There’s no question that as the Bullets chart Malone-O-Rama, going to Jeff, not Moses, is now the Bullets’ first option. Playoff defenses sag to the middle, surrounding centers. In the playoffs, a shooting guard either earns his money or steals it. On Monday night, Jeff scored 27 points after intermission. In the last eight minutes of the game, he was seven for seven. “I wanted the ball every time,” Malone said. “I felt I could take any type of shot and hit it ... runners, leaners, it didn’t matter. I just wanted the ball.” Every shot he took either tied the game or put the Bullets up by two. Big shots, every one with somebody hanging on him, every one of them buried. “He’s so pure as a shooter, and he can score with people on him. Do you believe the shots he was making?” marvelled Darrell Walker. “Walter Davis is a great shooter in the open court, but Jeff does it with guys on him.”

After the whirlwind game, general manager Bob Ferry, drained and jubilant, spoke admiringly of how Malone “accepted the challenge.” Assistant coach Bill Blair echoed that theme, saying, “He’s done everything you’re supposed to do. He’s been big time. There’s no question he can make jump shots. He’s done that in the past. But he hadn’t done it in the playoffs. Now he has. He’s learned that to be tough, you have to take big shots. Reggie hits his homers in October. Michael Jordan goes for 55 in the playoffs, when it counts. Maybe this is Jeff’s time.”

If it is his time, it’s about time.

The Bullets have been waiting for Malone to present himself as a Prime Time player. They might not have been willing to trade him had he shown this aspect of his game last playoff, instead of shooting a poochy 37 percent.
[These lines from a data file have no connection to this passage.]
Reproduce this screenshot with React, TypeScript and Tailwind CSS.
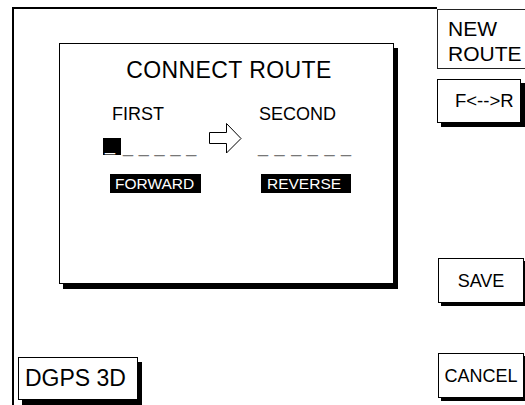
import React from 'react';

/**
 * ConnectRoute
 * Plotter-style "connect route" dialog with the soft-key column on the right.
 */

const SoftKey = ({ label, className = '' }: { label: string; className?: string }) => (
  <div
    className={`flex h-[45px] w-[86px] items-center justify-center border border-black bg-white text-[18px] leading-[18px] shadow-[3px_3px_0_#000] ${className}`}
  >
    {label}
  </div>
);

const Arrow = () => (
  <svg width="34" height="32" viewBox="0 0 34 32" className="mt-[17px]">
    <polygon
      points="1.5,10.5 18.5,10.5 18.5,1.5 33,16.5 18.5,31 18.5,21.5 1.5,21.5"
      fill="#fff"
      stroke="#000"
      strokeWidth="1"
    />
  </svg>
);

export default function App() {
  return (
    <div className="flex h-[405px] w-[525px] overflow-hidden bg-white text-black font-['Liberation_Sans',Arial,sans-serif]">
      {/* main screen area */}
      <div className="flex w-[437px] flex-col pl-[12px] pt-[7px]">
        <div className="flex flex-1 flex-col border-l-2 border-t-2 border-black">
          {/* dialog */}
          <div className="ml-[45px] mt-[34px] flex h-[241px] w-[335px] flex-col border border-black bg-white shadow-[4px_5px_0_#000]">
            <div className="mt-[15px] pl-[5px] text-center text-[23px] leading-[23px] tracking-[0.4px]">
              CONNECT ROUTE
            </div>

            <div className="ml-[43px] mt-[23px] flex">
              {/* first */}
              <div className="flex w-[105px] flex-col">
                <div className="pl-[9px] text-[18px] leading-[18px]">FIRST</div>
                <div className="mt-[15px] flex h-[17px] items-start text-[18px] leading-[17px]">
                  <span className="block h-[17px] w-[18px] bg-black pl-[2px] leading-[12px] text-white">_</span>
                  <span className="pl-[2px] tracking-[0.4px] text-[#777]">_ _ _ _ _</span>
                </div>
                <div className="ml-[7px] mt-[19px] h-[19px] w-[91px] bg-black pl-[5px] text-[15.5px] leading-[19px] text-white">
                  FORWARD
                </div>
              </div>

              {/* arrow */}
              <div className="w-[50px]">
                <Arrow />
              </div>

              {/* second */}
              <div className="flex flex-col">
                <div className="pl-[1px] text-[18px] leading-[18px]">SECOND</div>
                <div className="mt-[15px] h-[17px] text-[18px] leading-[17px] tracking-[0.8px] text-[#777]">
                  _ _ _ _ _ _
                </div>
                <div className="ml-[3px] mt-[19px] h-[19px] w-[90px] bg-black pl-[6px] text-[15.5px] leading-[19px] text-white">
                  REVERSE
                </div>
              </div>
            </div>
          </div>

          {/* position fix status */}
          <div className="mb-[5px] ml-[4px] mt-auto flex h-[43px] w-[120px] items-center border border-black bg-white pl-[6px] text-[23px] leading-[23px] shadow-[4px_5px_0_#000]">
            DGPS 3D
          </div>
        </div>
      </div>

      {/* soft keys */}
      <div className="flex w-[88px] flex-col pt-[9px]">
        <div className="h-[60px] w-[100px] border-y border-l border-[#222] pl-[10px] pt-[6px] text-[21px] leading-[25px]">
          NEW
          <br />
          ROUTE
        </div>
        <div className="mt-[10px] flex h-[44px] w-[84px] items-center border border-black pl-[17px] text-[18.5px] leading-[18px] shadow-[4px_4px_0_#000]">
          F&lt;--&gt;R
        </div>
        <SoftKey label="SAVE" className="ml-[1px] mt-[135px]" />
        <SoftKey label="CANCEL" className="ml-[1px] mt-[50px]" />
      </div>
    </div>
  );
}
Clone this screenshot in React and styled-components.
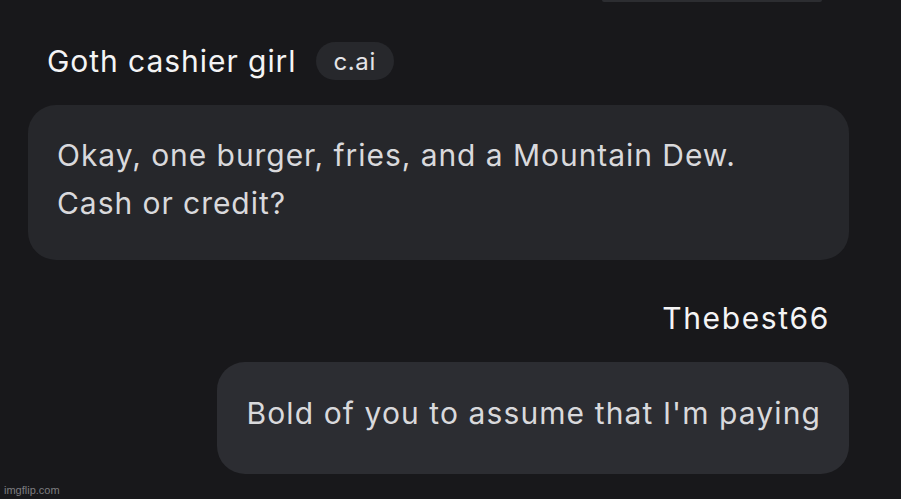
import React from "react";
import styled, { createGlobalStyle } from "styled-components";

const Global = createGlobalStyle`
  html, body { margin: 0; padding: 0; background: #18181b; }
  body { width: 901px; height: 499px; overflow: hidden; font-family: Inter, "Noto Sans", sans-serif; }
`;

const Page = styled.div`
  width: 901px;
  height: 499px;
  background: #18181b;
  display: flex;
  flex-direction: column;
  padding: 0 52px 0 28px;
  box-sizing: border-box;
  position: relative;
  font-family: Inter, "Noto Sans", sans-serif;
`;

const PrevStub = styled.div`
  align-self: flex-end;
  margin-right: 27px;
  width: 220px;
  height: 2px;
  background: #2c2d31;
  border-radius: 0 0 10px 10px;
`;

const Header = styled.div`
  display: flex;
  align-items: center;
  gap: 19px;
  margin-top: 40px;
  padding-left: 19px;
`;

const Name = styled.span`
  font-size: 30px;
  color: #f4f4f5;
  letter-spacing: 0.95px;
  line-height: 36px;
  font-weight: 400;
`;

const Badge = styled.span`
  font-size: 24px;
  color: #e4e4e7;
  background: #27282c;
  border-radius: 19px;
  height: 38px;
  padding: 0 18px;
  display: flex;
  align-items: center;
  letter-spacing: 0.6px;
`;

const Bubble = styled.div`
  align-self: ${(p) => (p.$right ? "flex-end" : "stretch")};
  background: ${(p) => (p.$right ? "#2c2d32" : "#26272b")};
  border-radius: 28px;
  padding: ${(p) => (p.$right ? "27px 28px 37px 29px" : "26px 29px 33px 29px")};
  margin-top: ${(p) => p.$mt}px;
  font-size: 30px;
  line-height: 48px;
  color: #d9d9dc;
  letter-spacing: ${(p) => (p.$right ? "1.1px" : "0.95px")};
`;

const RightName = styled.div`
  align-self: flex-end;
  margin-right: 19px;
  margin-top: 40px;
  font-size: 30px;
  line-height: 36px;
  color: #f4f4f5;
  letter-spacing: 1.6px;
`;

const Watermark = styled.span`
  position: absolute;
  left: 4px;
  bottom: 3px;
  font-family: "Liberation Sans", Arial, sans-serif;
  font-size: 11px;
  color: #7d7d80;
`;

export default function App() {
  return (
    <>
      <Global />
      <Page>
        <PrevStub />
        <Header>
          <Name>Goth cashier girl</Name>
          <Badge>c.ai</Badge>
        </Header>
        <Bubble $mt={25}>
          Okay, one burger, fries, and a Mountain Dew.
          <br />
          Cash or credit?
        </Bubble>
        <RightName>Thebest66</RightName>
        <Bubble $right $mt={26}>Bold of you to assume that I'm paying</Bubble>
        <Watermark>imgflip.com</Watermark>
      </Page>
    </>
  );
}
Wes Unseld wouldn’t have laid Malone down for extended fourth quarter naps this season if he’d called for the ball the way he has against Detroit. Step two is making the big shot. Step one is taking the big shot.

“Last year was a real bad series for me,” Malone said, admitting it stayed with him, hovering like a predatory bird. “I read a lot about it. It was on my mind. I thought about it before the first game, especially since we’re playing Detroit again. I wanted to get past that first game and relax.”

Malone hit his first shot in Game 1, a good sign, but missed his next five. Last year, he might have stopped shooting altogether. Last year, he felt pressure from all angles. The point guards weren’t getting him the ball where he wanted, about 18 feet out on the wing, preferably the left side. Malone likes the ball there, because as keen a shooter as he is, he’s not a long-range bombadier. He prefers to take a few dribbles and then shoot, but if he has to go straight up, he needs to be within his comfort zone. Last year, the Bullets had two scorers, the Malones, and in the playoffs Detroit double-teamed them. Jeff had to shoot, anyway, so getting the ball in a bad spot compounded his dilemma. “Moses and I were forcing shots,” he recalled.

Advertisement

This year’s Bullets have a more varied look. Bernard King and John Williams have alleviated some of the burden Jeff bore, and their presence has deterred the relentless double-teams. Using picks, Jeff can now be freed to receive the ball where he wants it, and Walker and Steve Colter have been able to get it to him. “You see the difference in my game and everyone else’s, too,” Malone said.

In basketball, a player’s character is revealed by how he performs when the light is brightest, the scrutiny sternest. Everyone knows what Malone can do -- “I know what I can do, and if you’ve seen me over the years, you know, too” -- but would he do it in the playoffs? It’s rare and scary when a person is given the opportunity of redemption. On Monday, people asked Jeff Malone if his 35 points in Game 3 proved anything, and he said, “This whole series proves something.”